Franca Faldini, l’ultima moglie del Principe e più giovane di lui di oltre trent’anni, ha sempre sostenuto come Totò rimanesse al di fuori della loro vita privata. Una vita costellata da drammi personali e solcata da un’inclinazione dell’uomo nei confronti di una depressione sempre in agguato ma che al tempo stesso non gli aveva impedito, a lui persona di scarsa cultura mai nascosta, di vergare centinaia di pagine di poesie e canzoni. Una depressione causata da eventi tragici come la morte prematura del figlio Massenzio, nato di otto mesi, nonostante il sorriso che a fatica, in quei momenti in cui si rinchiudeva a strimpellare un piano e a fissare il vuoto, riusciva a strappargli l’altra figlia, Liliana, grazie ai travestimenti messi in atto con i suoi costumi di scena: la solita bombetta, il frac liso e le scarpe di dimensioni giganti. Liliana, così chiamata in ricordo di Liliana Castagnola, suo primo amore e morta sucida.
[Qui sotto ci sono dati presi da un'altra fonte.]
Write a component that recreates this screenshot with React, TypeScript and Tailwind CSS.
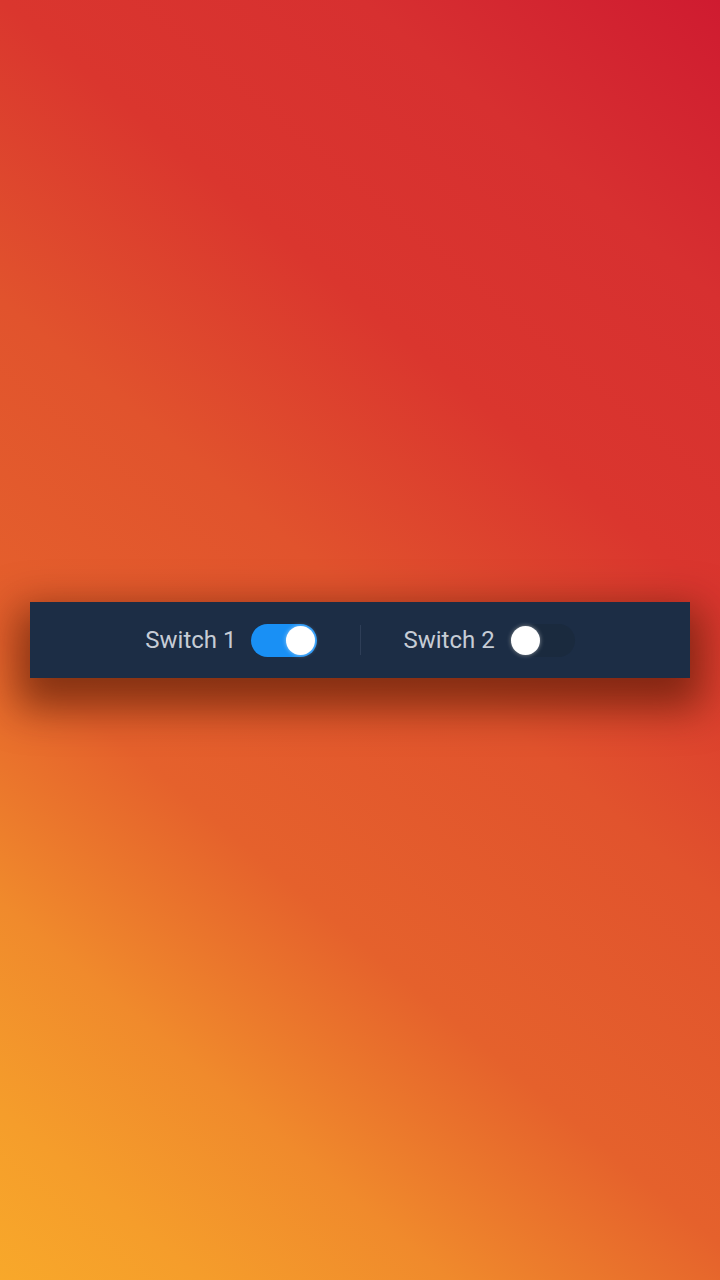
import { useState } from 'react'

const Toggle = ({ on, onClick }: { on: boolean; onClick: () => void }) => {
    return (
        <button
            onClick={onClick}
            className={`relative w-[66px] h-[33px] rounded-full flex items-center px-[2px] ${on ? 'bg-[#1990f5] justify-end' : 'bg-[#1a2a3e] justify-start'}`}
        >
            <span className="block w-[29px] h-[29px] rounded-full bg-white shadow-[0_0_4px_rgba(255,255,255,0.5)]" />
        </button>
    )
}

const App = () => {
    const [one, setOne] = useState(true)
    const [two, setTwo] = useState(false)

    return (
        <div className="w-[720px] h-[1280px] bg-[linear-gradient(40deg,#f8a82a_0%,#f59d2b_9%,#f08a2c_20%,#e5612c_34%,#e1532d_52%,#da362e_68%,#d73030_84%,#cf1b30_100%)] flex items-center justify-center font-['Roboto',sans-serif]">
            <section className="w-[660px] h-[76px] bg-[#1c2d45] shadow-[0_18px_40px_12px_rgba(70,20,0,0.6)] flex items-center justify-center">
                <div className="flex items-center gap-[14px]">
                    <span className="text-[24px] text-[#c6ccd5]">Switch 1</span>
                    <Toggle on={one} onClick={() => setOne(!one)} />
                </div>
                <div className="w-px h-[30px] bg-[#2e3e57] mx-[43px]" />
                <div className="flex items-center gap-[14px]">
                    <span className="text-[24px] text-[#c6ccd5]">Switch 2</span>
                    <Toggle on={two} onClick={() => setTwo(!two)} />
                </div>
            </section>
        </div>
    )
}

export default App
Una vita quindi costellata da drammi e successi, da fame e da denaro, da grandi scelte filantropiche e da battute entrate nella storia della comicità, oltre che da convinzioni granitiche e distanti dalla bonomia che solitamente il personaggio Totò manifestava nel corso delle sue pellicole e che scherzando il Principe aveva impersonato per una doppia intervista andata in onda per la RAI nel 1963 nel corso della quale affermava che Totò viveva in cucina mentre lui, grato al buffone e da persona per bene, vivesse alle sue spalle, il tutto di fronte alla finta riprovazione di un Lello Bersani che faticava a trattenere le risate.

Cosa ci sia quindi di Totò in De Curtis e viceversa non si può sapere, ma di certo l’uno senza l’altro non avrebbero potuto vivere, anche se una volta che Totò prese il largo all’interno della fantasia popolare lo stesso De Curtis, proprio come disse nel corso di quella splendida intervista, conclusa con la declamazione di ‘A livella, dovette farsi inevitabilmente da parte, marchiato a fuoco da quel bambino del rione sanità che scorrazzava felice anche a più di sessant’anni.